The following is a billion demonstration. Workers output directly to STDOUT and orderly via MCE::Relay.
Update: Reduce RAM usage by processing a sequence of numbers instead (~ 45MB per worker). For predictable output, this requires seeding the generator per each sequence. Previously, the code spawned 100 workers and 1e7 loop iterations (~ 24GB RAM).
use v5.030;
use PDL;
use MCE 1.895;
use Math::Prime::Util;
use Math::Random;
use Math::Random::MT::Auto;
CORE::srand(42); # This also, for MCE predictable results
# MCE sets internal seed = CORE::random()
PDL::srandom(42); # PDL::srand(N) v2.062 ~ v2.089
Math::Prime::Util::srand(42);
Math::Random::random_set_seed(42, 42);
Math::Random::MT::Auto::set_seed(42);
MCE->new(
max_workers => MCE::Util::get_ncpu(),
chunk_size => 1,
init_relay => 0,
posix_exit => 1,
sequence => [ 1, 1000 ],
user_func => sub {
# my ($mce, $seq, $chunk_id) = @_;
my $seq = $_;
my $output = "";
# Worker seeds generator using MCE's seed and wid value.
# For sequence of numbers, compute similarly using $seq value.
my $seed = abs(MCE->seed - ($seq * 100000)) % 1073741780;
CORE::srand($seed);
# PDL::srand($seed); # PDL v1.062 ~ 1.089
PDL::srandom($seed); # PDL v1.089_01
Math::Prime::Util::srand($seed);
Math::Random::random_set_seed($seed, $seed);
Math::Random::MT::Auto::set_seed($seed);
my $prngMT = Math::Random::MT::Auto->new();
$prngMT->srand($seed);
for ( 1 .. 1e6 ) {
# my $r = CORE::rand();
# my $r = PDL->random();
# my $r = Math::Prime::Util::drand();
# my $r = Math::Prime::Util::irand64();
# my $r = Math::Random::random_normal();
# my $r = Math::Random::random_uniform();
# my $r = Math::Random::MT::Auto::rand();
my $r = $prngMT->rand();
$output .= "$r\n";
}
MCE::relay { print $output; };
}
)->run;
Time to run:
$ time perl test.pl > out # 17GB ~ 19GB file size
CORE::rand . . . . . . . . . . . 12.275s
PDL->random . . . . . . . . . . . 2m04.810s
Math::Prime::Util::drand . . . . 13.358s
Math::Prime::Util::irand64 . . . 12.462s
Math::Random::random_normal . . . 16.341s
Math::Random::random_uniform . . 16.328s
Math::Random::MT::Auto::rand . . 15.040s
$prngMT->rand . . . . . . . . . . 13.339s
$ wc -l out
1000000000
GNU sort lacks parallel capability processing STDIN. See mcesort (GitHub Gist). Another option is GNU parallel parsort.
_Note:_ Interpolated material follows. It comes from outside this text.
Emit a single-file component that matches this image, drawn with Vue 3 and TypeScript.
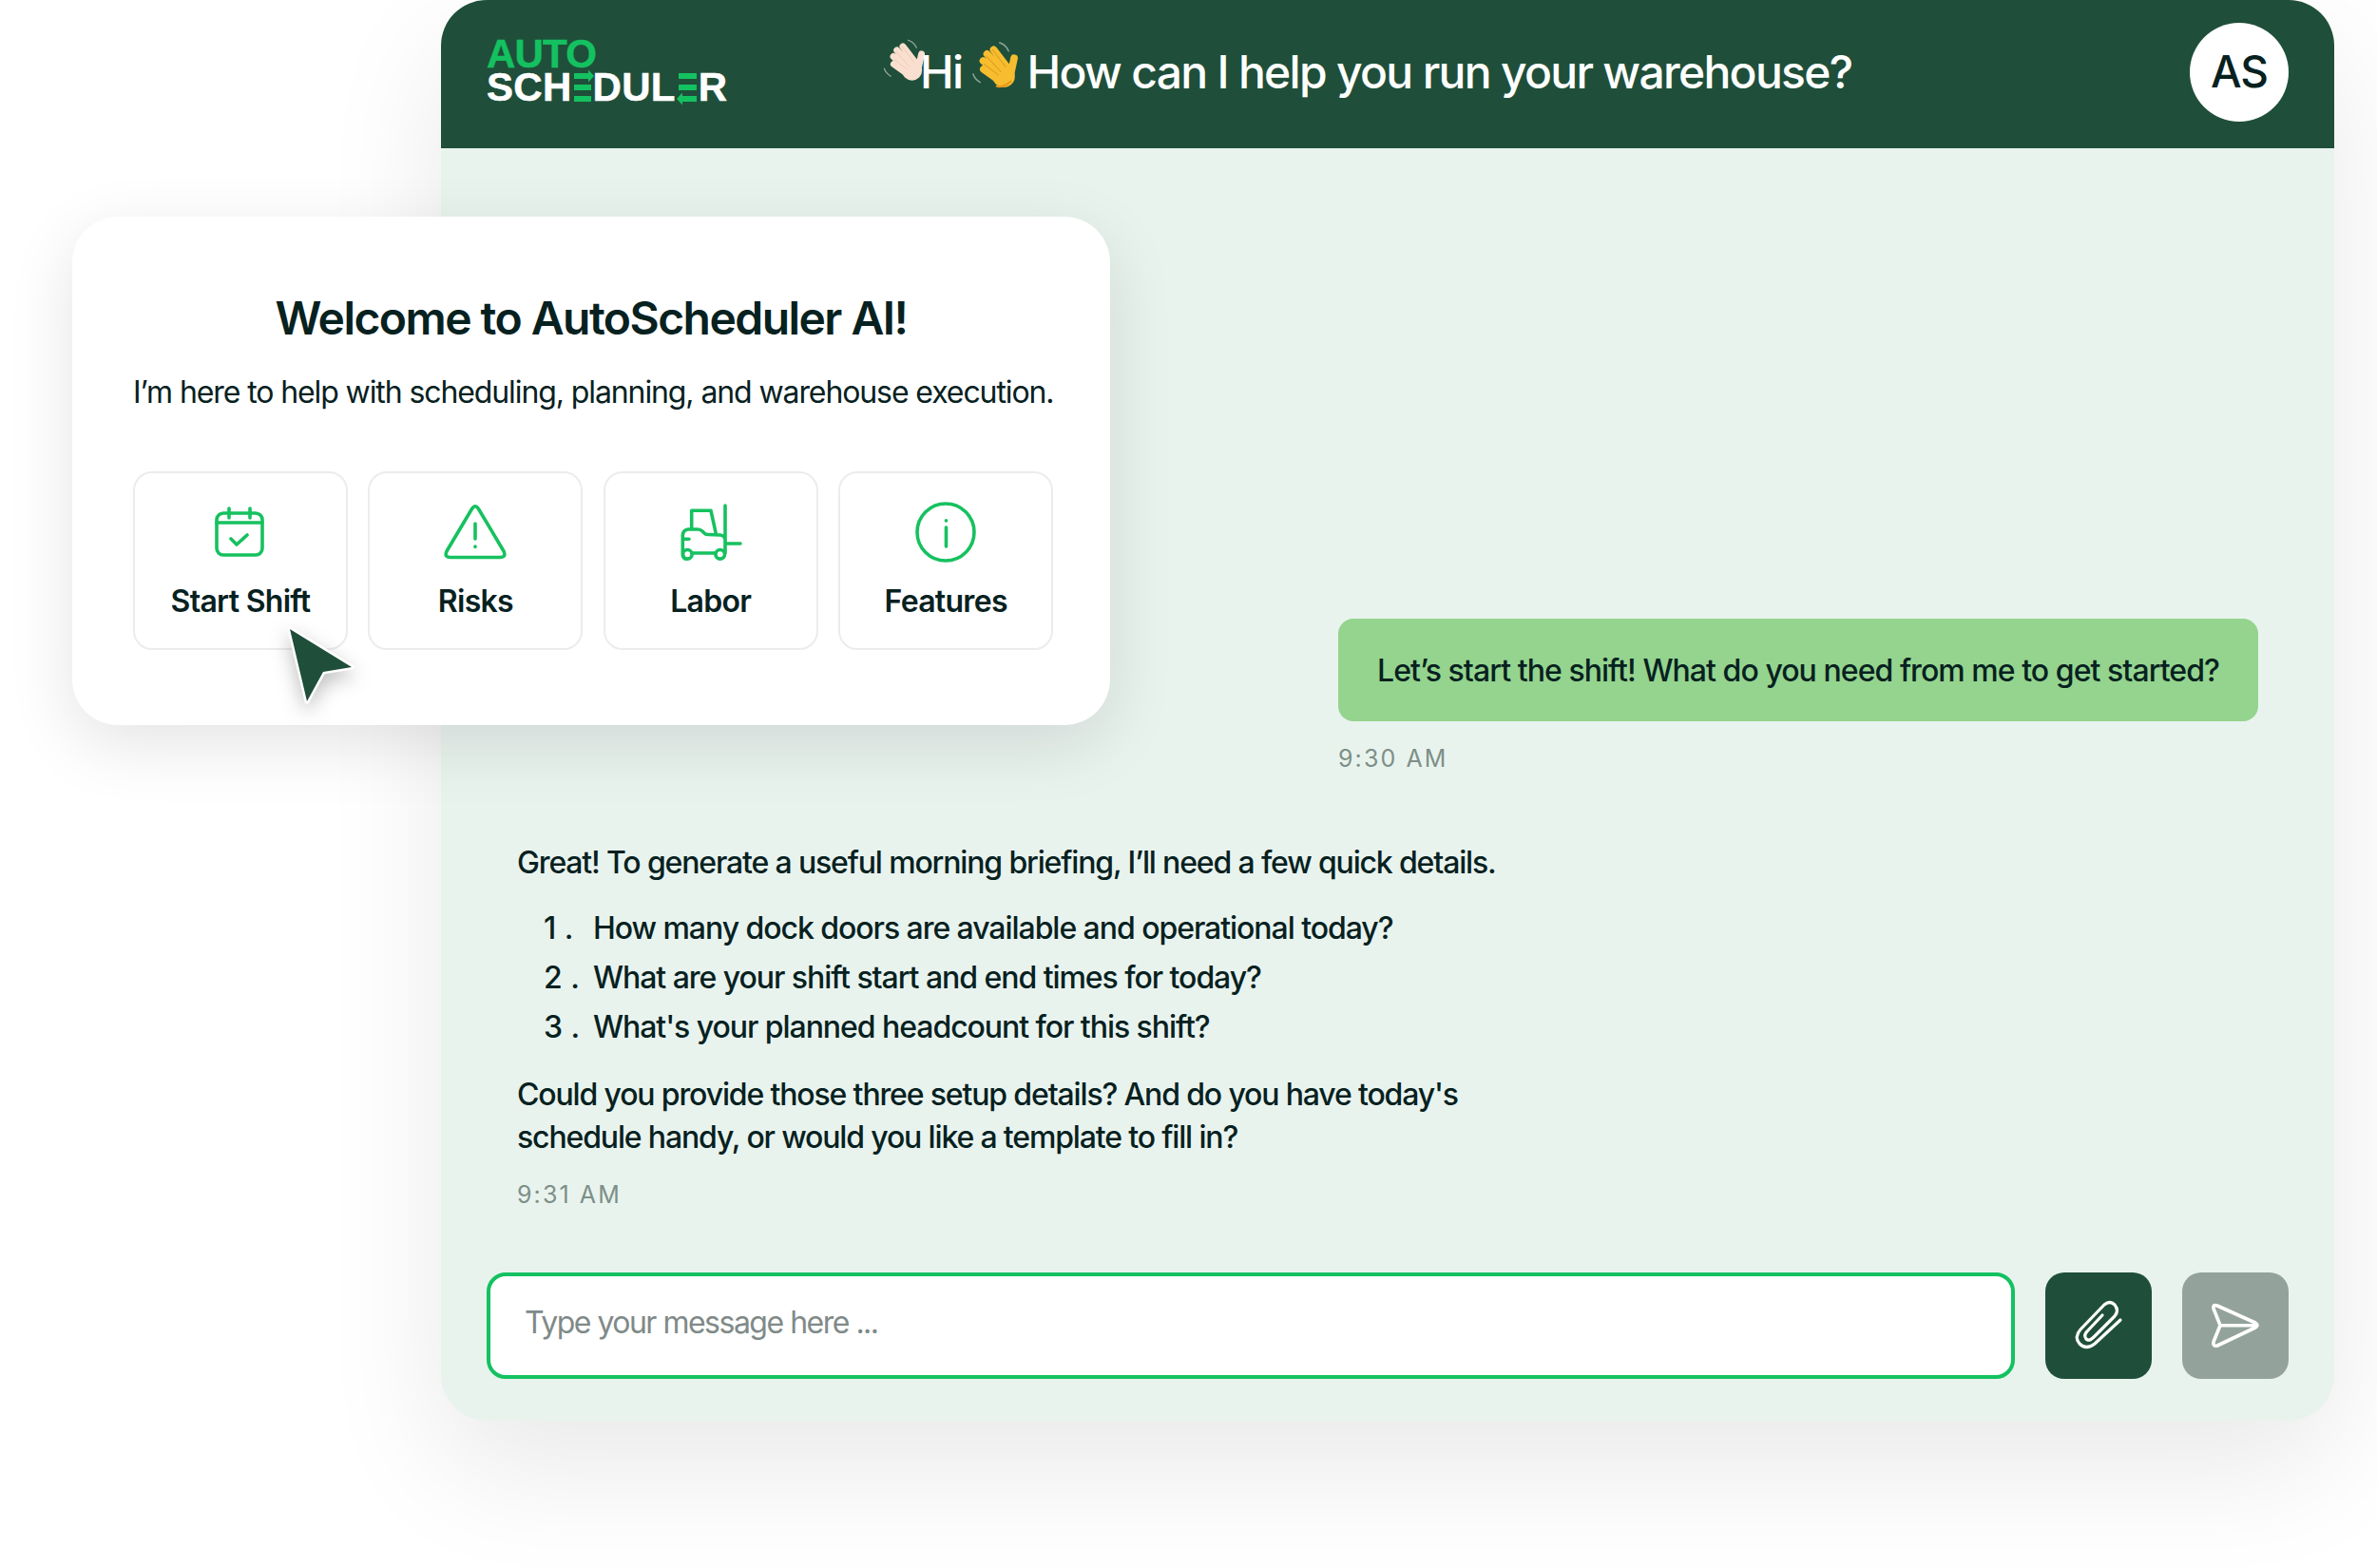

# Sorting consumes 17GB ~ 19GB temporary space.
# Specify a path with sufficient storage.
$ perl test.pl | LC_ALL=C sort -T/dev/shm -u | wc -l
$ perl test.pl | LC_ALL=C mcesort -T/dev/shm -j75% -u | wc -l
$ perl test.pl | LC_ALL=C parsort -T/dev/shm --parallel=12 -u | wc -l
CORE::rand . . . . . . . . . . . 1000000000
PDL->random . . . . . . . . . . . 999999510
Math::Prime::Util::drand . . . . 999999553
Math::Prime::Util::irand64 . . . 1000000000
Math::Random::random_normal . . . 816337225
Math::Random::random_uniform . . 799455502
Math::Random::MT::Auto::rand . . 999999527
$prngMT->rand . . . . . . . . . . 999999527
The mcesort variant runs on Linux including macOS, FreeBSD, and derivatives.